With the start of the new year, seven housing and real estate experts are weighing in on what's in store for the the market in 2019.
While National Association of Realtors' chief economist Lawrence Yun anticipates stable, or flat home sales and slowing price appreciation to continue, Realtor.com researchers anticipate a 2 percent drop in sales. Due to the shortness of for-sale inventory, the real estate platform's chief economist Danielle Hale tells The Washington Post, "we don’t expect a buyer’s market on the horizon within the next five years.”

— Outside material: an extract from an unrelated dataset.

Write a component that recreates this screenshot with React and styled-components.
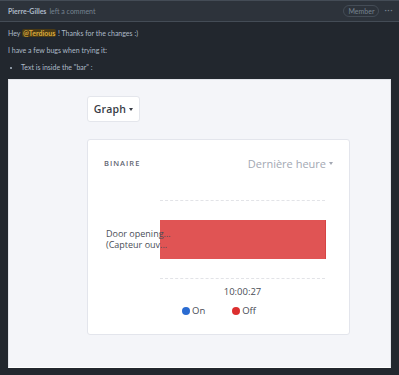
import React from "react";
import styled, { createGlobalStyle } from "styled-components";

const Global = createGlobalStyle`
  html, body { margin: 0; padding: 0; background: #22272e; }
  body { width: 399px; height: 375px; overflow: hidden; }
`;

const Comment = styled.div`
  width: 399px;
  height: 375px;
  background: #22272e;
  font-family: Lato, "Noto Sans", sans-serif;
  color: #adbac7;
  display: flex;
  flex-direction: column;
`;

const Header = styled.div`
  height: 22px;
  box-sizing: border-box;
  background: #2d333b;
  border-top: 1px solid #444c56;
  border-bottom: 1px solid #444c56;
  display: flex;
  align-items: center;
  padding: 0 6px 0 8px;
  font-size: 7px;
`;

const Author = styled.span`
  font-weight: 700;
  color: #adbac7;
`;

const Muted = styled.span`
  color: #768390;
  margin-left: 3px;
`;

const Spacer = styled.div`
  flex: 1;
`;

const Pill = styled.span`
  border: 1px solid #444c56;
  border-radius: 8px;
  padding: 0 4px;
  height: 10px;
  line-height: 10px;
  font-size: 7px;
  color: #768390;
  margin-right: 5px;
`;

const Dots = styled.span`
  color: #768390;
  font-size: 9px;
  letter-spacing: 0.5px;
  line-height: 1;
  margin-top: -3px;
`;

const Body = styled.div`
  padding: 7px 8px 0 8px;
  font-size: 7px;
  display: flex;
  flex-direction: column;
`;

const P = styled.p`
  margin: 0 0 8px 0;
  line-height: 9px;
`;

const Mention = styled.span`
  background: #4a3a14;
  color: #daaa3f;
  font-weight: 700;
  padding: 0 1px;
  border-radius: 2px;
`;

const List = styled.ul`
  margin: 0 0 7px 0;
  padding-left: 13px;
  line-height: 9px;
`;

const Shot = styled.div`
  height: 289px;
  box-sizing: border-box;
  border: 1px solid #e2e4ea;
  border-bottom-color: #ffffff;
  background: #f4f5f9;
  padding: 16px 0 0 78px;
  display: flex;
  flex-direction: column;
  align-items: flex-start;
  font-family: "Open Sans", "Noto Sans", sans-serif;
`;

const Dropdown = styled.button`
  box-sizing: border-box;
  width: 53px;
  height: 26px;
  background: #fff;
  border: 1px solid #e4e6ec;
  border-radius: 3px;
  font-family: inherit;
  font-size: 10.5px;
  font-weight: 600;
  letter-spacing: 0.2px;
  color: #383c45;
  display: flex;
  align-items: center;
  justify-content: center;
  gap: 3px;
  padding: 0;
`;

const Caret = styled.span`
  width: 0;
  height: 0;
  border-left: 2.5px solid transparent;
  border-right: 2.5px solid transparent;
  border-top: 3px solid ${(p) => p.color || "#383c45"};
`;

const Card = styled.div`
  margin-top: 17px;
  box-sizing: border-box;
  width: 263px;
  height: 196px;
  background: #fff;
  border: 1px solid #e3e5ec;
  border-radius: 3px;
  display: flex;
  flex-direction: column;
`;

const CardHead = styled.div`
  display: flex;
  align-items: center;
  justify-content: space-between;
  padding: 16px 16px 0 16px;
  height: 14px;
`;

const Title = styled.span`
  font-size: 7.5px;
  font-weight: 600;
  letter-spacing: 1px;
  color: #5f6573;
`;

const Range = styled.span`
  font-size: 11px;
  color: #a3a8b3;
  display: flex;
  align-items: center;
  gap: 3px;
`;

const Chart = styled.div`
  display: flex;
  margin-top: 30px;
`;

const Labels = styled.div`
  width: 54px;
  padding-left: 18px;
  display: flex;
  flex-direction: column;
  justify-content: center;
  gap: 1px;
  font-size: 9px;
  line-height: 10px;
  color: #4a4e57;
  white-space: nowrap;
  position: relative;
  z-index: 1;
`;

const Plot = styled.div`
  width: 165px;
  box-sizing: border-box;
  border-top: 1px dashed #e2e3e7;
  border-bottom: 1px dashed #e2e3e7;
  padding: 19px 0;
`;

const Bar = styled.div`
  height: 39px;
  background: #e05454;
  border-right: 1px solid #d64444;
  margin-right: -1px;
`;

const Axis = styled.div`
  margin-left: 72px;
  width: 165px;
  text-align: center;
  font-size: 9.5px;
  color: #4a4e57;
  margin-top: 6px;
  line-height: 13px;
`;

const Legend = styled.div`
  display: flex;
  gap: 27px;
  margin-left: 94px;
  margin-top: 6px;
  font-size: 9.5px;
  color: #4a4e57;
`;

const LegendItem = styled.span`
  display: flex;
  align-items: center;
  gap: 2px;
`;

const Dot = styled.span`
  width: 8px;
  height: 8px;
  border-radius: 50%;
  background: ${(p) => p.color};
`;

export default function App() {
  return (
    <>
      <Global />
      <Comment>
        <Header>
          <Author>Pierre-Gilles</Author>
          <Muted>left a comment</Muted>
          <Spacer />
          <Pill>Member</Pill>
          <Dots>···</Dots>
        </Header>
        <Body>
          <P>
            Hey <Mention>@Terdious</Mention> ! Thanks for the changes :)
          </P>
          <P>I have a few bugs when trying it:</P>
          <List>
            <li>Text is inside the "bar" :</li>
          </List>
          <Shot>
            <Dropdown>
              Graph <Caret />
            </Dropdown>
            <Card>
              <CardHead>
                <Title>BINAIRE</Title>
                <Range>
                  Dernière heure <Caret color="#a3a8b3" />
                </Range>
              </CardHead>
              <Chart>
                <Labels>
                  <span>Door opening...</span>
                  <span>(Capteur ouv...</span>
                </Labels>
                <Plot>
                  <Bar />
                </Plot>
              </Chart>
              <Axis>10:00:27</Axis>
              <Legend>
                <LegendItem>
                  <Dot color="#2a6bd1" />
                  On
                </LegendItem>
                <LegendItem>
                  <Dot color="#dc2f2f" />
                  Off
                </LegendItem>
              </Legend>
            </Card>
          </Shot>
        </Body>
      </Comment>
    </>
  );
}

The National Association of Home Builders expects new-home sales to be roughly the same in 2019 as they were in 2018, about 628,000, and that single-family construction will grew by almost 2 percent from 2018 levels to 900,000 units. NAHB chief economist Robert Dietz says there is growing activity in townhouse construction, an affordable single-family option, “The market has been moving away from higher-end, higher-priced, larger homes over the last two or three years to more entry level,” adding, “Our surveys show we’ve gone from a new construction market that had been less than 20 percent dedicated to first-time home buyers to now closer to 30 percent, which is closer to historic norms.”
A year ago, several experts predicted the new tax law would cause a slowdown in the housing market. So far, the limitations on mortgage-interest and property-tax deductions haven’t had a negative impact. Instead, rising mortgage rates and home prices are doing more to put a damper on the market.
Economic uncertainty brought on by global trade tensions, stock market volatility and the government shutdown also isn’t helping. In this environment, potential homebuyers can be reluctant to make a large purchase such as a house. The last sustained government shutdown in 2013 saw a slump in home sales.